Fries worked with Johannes Grüninger, one of Waldseemüller’s publishers, to produce a reduced-sized edition of Waldseemüller’s atlas, the first edition of which was printed in Strasbourg in 1522. Importantly, Fries’s atlas included three ‘new’ maps that were not featured in Waldseemüller’s work, a navigational World map and the first printed maps of China & Japan and Southeast Asia (being the present map). The 1522 edition of Fries’s work was evidently issued in very limited numbers, as it is today exceedingly rare.

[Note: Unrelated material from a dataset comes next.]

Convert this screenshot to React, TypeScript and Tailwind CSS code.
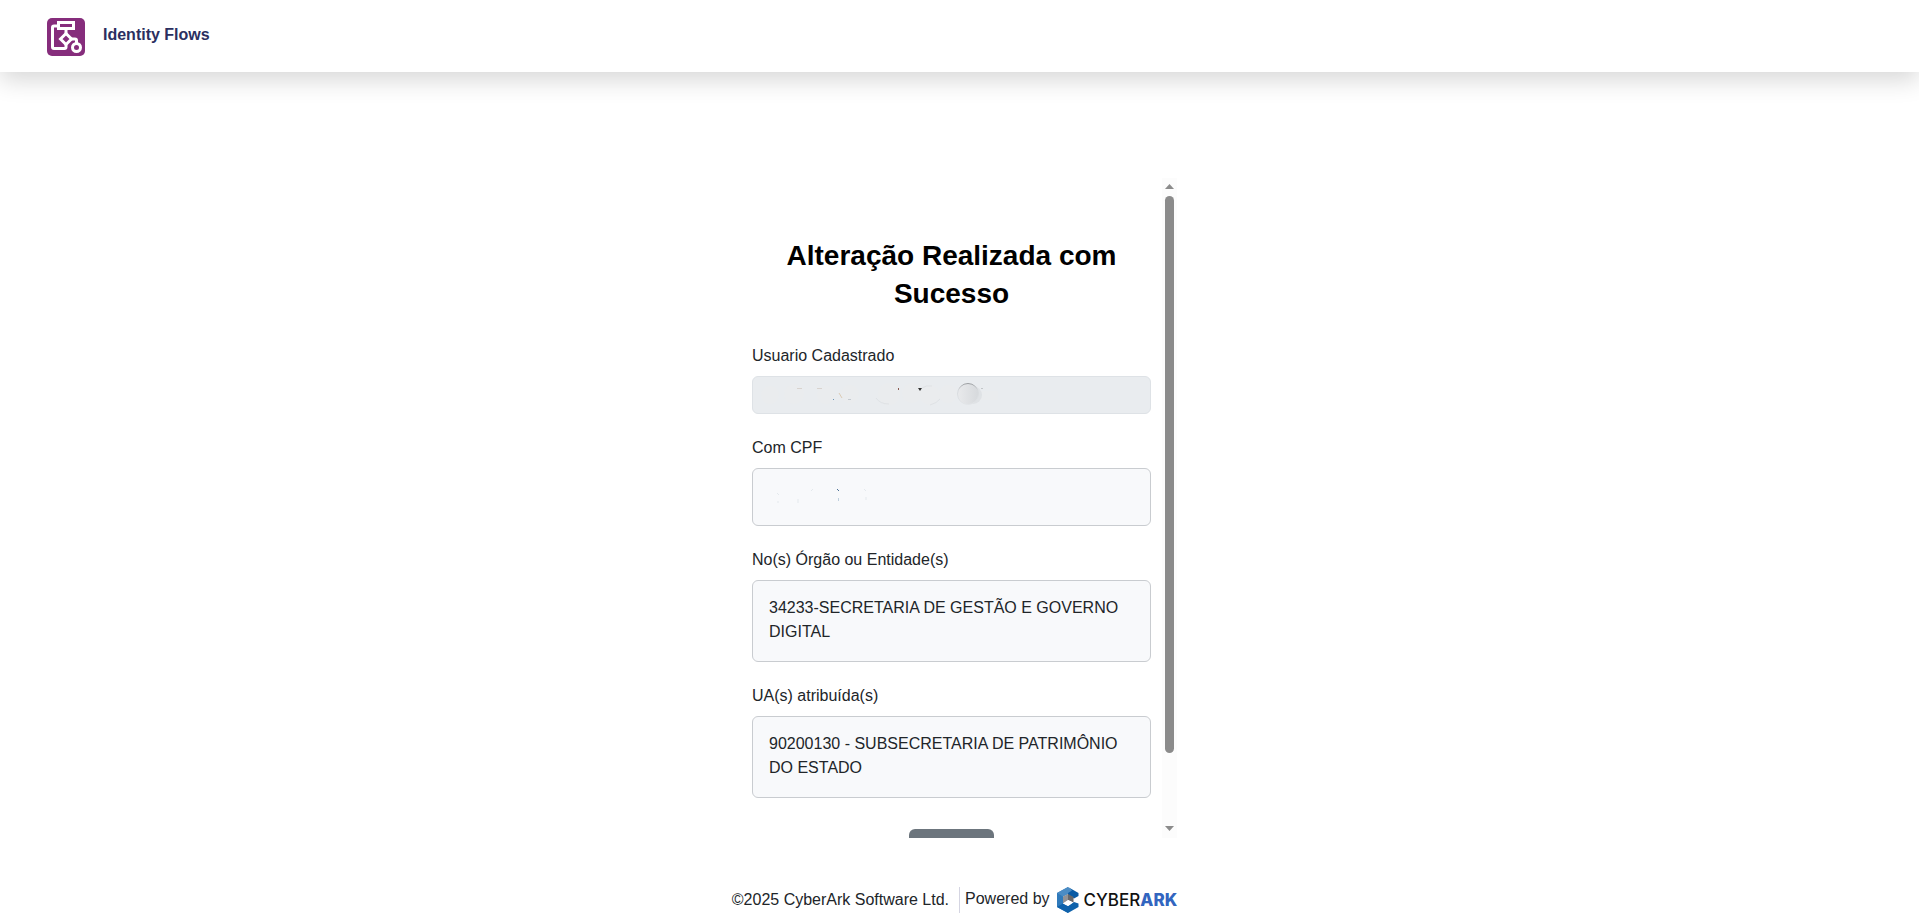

In 1525, a second edition was published by Grüninger, with the same compliment of maps and an improved text written by the eminent intellectual Wilibald Pirkheimer, who worked from the notes of the legendary astronomer and mathematician Johannes Regiomontanus.
After Grüninger’s death in 1531, his son Christoph sold the materials for Fries’s Ptolemy to two Lyon publishers, the brothers Melchior and Gaspar Trechsel, who published a joint edition in 1535. The Trechsels hired Michael Servetus (Villanouanus), a controversial scholar who was later burned at the stake for heresy, to rework Pirkheimer’s text. This edition of the atlas was entitled Clavdii Ptolemaei Alexandrini Geographicae Enarrationis Libri Octo, of which the present example of Fries’s map was a part.
In 1541, moving production to the nearby town of Vienne, Gaspar Trechsel alone published an edition. While the original 1522 Grüninger woodblocks were used to print all four editions, and geographically the maps from each edition are the same, their border decorations were altered and (where applicable) verso text changed with each edition, so making the maps from each issue distinguishable.
Lorenz Fries’s work had an enduring legacy, as it greatly influenced the endeavours of great cartographers such as Sebastian Münster and Giacomo Gastaldi.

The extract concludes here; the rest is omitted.